Il nous avait promis un site révolutionnaire qui allait changer le monde, on a au final une usine à gaz dont tout le monde parle mais sur laquelle, au final, très peu de gens ont réussi à uploader le moindre fichier. Il nous avait promis un système de partage sécurisé qui allait devenir le temple de l’échange de particulier à particulier, et on se retrouve avec un site bien commercial qui sera sous peu agrémenté de publicités… et manque de bol, une vulnérabilité faisait que le seul truc qu’on aurait pu réussir à partager était sa clé privée RSA sensée assurer « votre sécurité ». Le respect de la vie privée des utilisateurs est elle aussi sujette à extrême prudence, sachez qu’il n’y en a tout simplement pas.
Indisponibilités à répétitions, sécurité hasardeuse, privacy inexistante, mécanismes cryptographiques comme argument commercial implémenté avec les pieds, tout juste bon à se dédouaner face à une justice qui le tient à l’oeil… mais comment Kim Dotcom arrive t-il encore à berner son petit monde avec ce site ?
C’est simple… le FBI a fait de lui un martyr. En décidant il y a un an d’éradiquer Megaupload de la toile, les copyright trolls et le FBI lui ont donné une visibilité rêvée. Cette visibilité, c’est son plus gros capital, et il sait s’en servir. Bien fait a t-on presqu’envie de dire. Et très franchement, je le dirais s’il n’y avait pas les utilisateurs au milieu. La fermeture de Megaupload a donné lieu au coup de départ des ayants-droit d’une offensive sur le direct download. Ce n’est quelque part pas un mal car ces sites, tous bien commerciaux, ne peuvent décemment se faire les chantres de l’échange non commercial.
Et pourtant, c’est bien un tour de force que Mega est en train de réussir. Le nombre incalculable d’articles de presse qui vantent l’outil pachydermique de Kim est ahurissant. Ses offres commerciales sont présentées un peu partout, comme parfaitement légales, et effectivement elles le sont telles que présentées dans ses conditions générales de vente et d’utilisation du service. Et il faut dire qu’il a fait profil bas concernant cette volonté de devenir la Mecque du warez qu’il affichait un peu plus ostensiblement à l’époque de Megaupload.

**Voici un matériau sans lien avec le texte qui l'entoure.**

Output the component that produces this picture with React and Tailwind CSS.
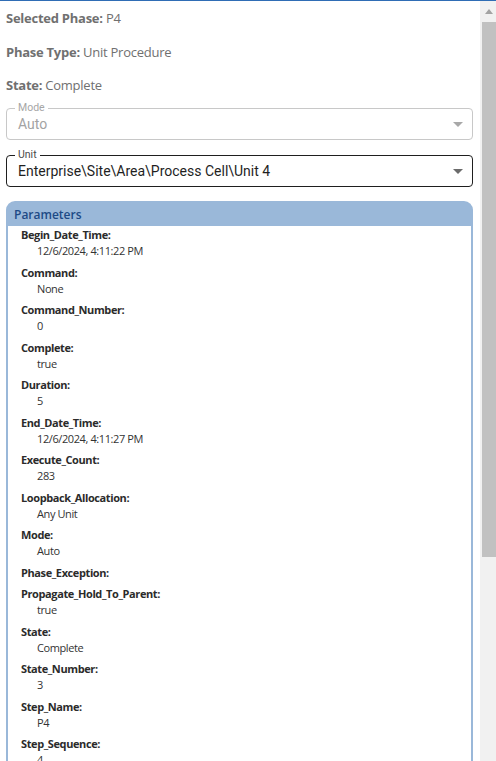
import React from 'react';

const params = [
  ['Begin_Date_Time', '12/6/2024, 4:11:22 PM'],
  ['Command', 'None'],
  ['Command_Number', '0'],
  ['Complete', 'true'],
  ['Duration', '5'],
  ['End_Date_Time', '12/6/2024, 4:11:27 PM'],
  ['Execute_Count', '283'],
  ['Loopback_Allocation', 'Any Unit'],
  ['Mode', 'Auto'],
  ['Phase_Exception', ''],
  ['Propagate_Hold_To_Parent', 'true'],
  ['State', 'Complete'],
  ['State_Number', '3'],
  ['Step_Name', 'P4'],
  ['Step_Sequence', '4'],
  ['Unit', 'Unit 4'],
];

function Caret({ color }) {
  return (
    <svg width="10" height="5" viewBox="0 0 10 5" className="shrink-0">
      <path d="M0 0 L10 0 L5 5 Z" fill={color} />
    </svg>
  );
}

function OutlinedSelect({ label, value, disabled }) {
  return (
    <div
      className={`relative h-[32px] rounded-[4px] border pl-[11px] pr-[9px] flex items-center ${
        disabled ? 'border-[#c8c8c8]' : 'border-[#1f1f1f]'
      }`}
    >
      <span
        className={`absolute -top-[8px] left-[8px] bg-white px-[3px] text-[10.5px] leading-[14px] font-['Roboto',sans-serif] ${
          disabled ? 'text-[#a6a6a6]' : 'text-[#4a4a4a]'
        }`}
      >
        {label}
      </span>
      <span
        className={`flex-1 text-[14px] leading-[20px] font-['Roboto',sans-serif] ${
          disabled ? 'text-[#a3a3a3]' : 'text-[#1f1f1f]'
        }`}
      >
        {value}
      </span>
      <Caret color={disabled ? '#a8a8a8' : '#6b6b6b'} />
    </div>
  );
}

function Scrollbar() {
  return (
    <div className="w-[16px] shrink-0 bg-[#f1f1f1] flex flex-col items-end">
      <div className="h-[21px] w-[14px] flex items-center justify-center">
        <svg width="8" height="5" viewBox="0 0 8 5">
          <path d="M0 5 L4 0 L8 5 Z" fill="#a3a3a3" />
        </svg>
      </div>
      <div className="h-[535px] w-[14px] bg-[#c1c1c1]" />
    </div>
  );
}

export default function App() {
  return (
    <div className="w-[496px] h-[761px] bg-white border-t border-[#2f6db5] flex overflow-hidden">
      <div className="flex-1 min-w-0 pl-[6px] pr-[7px] overflow-hidden">
        <div className="flex flex-col gap-[13.5px] pt-[7px] font-['Open_Sans',sans-serif] text-[13px] leading-[20px] tracking-[-0.25px] text-[#707070]">
          <div>
            <span className="font-bold">Selected Phase:</span> P4
          </div>
          <div>
            <span className="font-bold">Phase Type:</span> Unit Procedure
          </div>
          <div>
            <span className="font-bold">State:</span> Complete
          </div>
        </div>

        <div className="mt-[13px] flex flex-col gap-[15px]">
          <OutlinedSelect label="Mode" value="Auto" disabled />
          <OutlinedSelect label="Unit" value="Enterprise\Site\Area\Process Cell\Unit 4" />
        </div>

        <div className="mt-[14px] rounded-t-[9px] bg-[#9ab8d9] px-[2px] font-['Open_Sans',sans-serif]">
          <div className="h-[25px] flex items-center pt-[2px] pl-[6px] text-[12px] font-semibold text-[#1d4a86]">
            Parameters
          </div>
          <div className="bg-white pl-[13px] pt-[1px] min-h-[600px] tracking-[-0.4px]">
            {params.map(([name, value]) => (
              <div key={name} className="mb-[5.5px]">
                <div className="text-[11px] leading-[16px] font-bold text-[#2b2b2b]">{name}:</div>
                {value && (
                  <div className="pl-[16px] text-[11px] leading-[16px] text-[#333]">{value}</div>
                )}
              </div>
            ))}
          </div>
        </div>
      </div>
      <Scrollbar />
    </div>
  );
}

Mega se veut plus « respectable ». Kim n’offre pas les outils de recherche de fichiers contrefaits sur son site, il est plus malin, il fournit juste l’API qui permettra à des tiers de le faire. Il offre bien une possibilité de partager sur le papier mais ne nous y trompons pas, la manière dont il a restreint la mise à disposition au public des fichiers n’est qu’une posture juridique.
Le site n’était d’ailleurs pas encore officiellement lancé que l’url d’un site de recherche, Searchonmega, tournait déjà un peu partout sur le Net. Ce site vous allez le voir partout ou Mega sera. C’est un peu ce que le débrideur de liens premium était à Megaupload, vous allez en voir des dizaines fleurir, il s’agira de sites bien commerciaux eux aussi, Kim ne sait que trop bien comment se créer un petit microcosme très rentable.
Si le succès est bien là pour Mega, le site ne manquera pas de cristalliser un peu plus la petite guéguerre des infrastructures que se livrent les FAI français, les éditeurs de contenus et les transitaires, comme Cogent, qui assure le transit de Mega. L’incident entre Cogent et Orange n’était qu’un apéritif, et ce dernier risque de ne pas être le seul à monter au créneau cette fois ci.
En attendant, Kim Dotcom a réussi son coup de communication, il peut sans problème affirmer que le lancement de Mega est une opération réussie, mais l’engouement du lancement en grande pompes, c’est une chose. La piètre expérience utilisateurs offerte par Mega aura vite raison du site si ce dernier ne trouve pas LE truc qui assurera sa prospérité.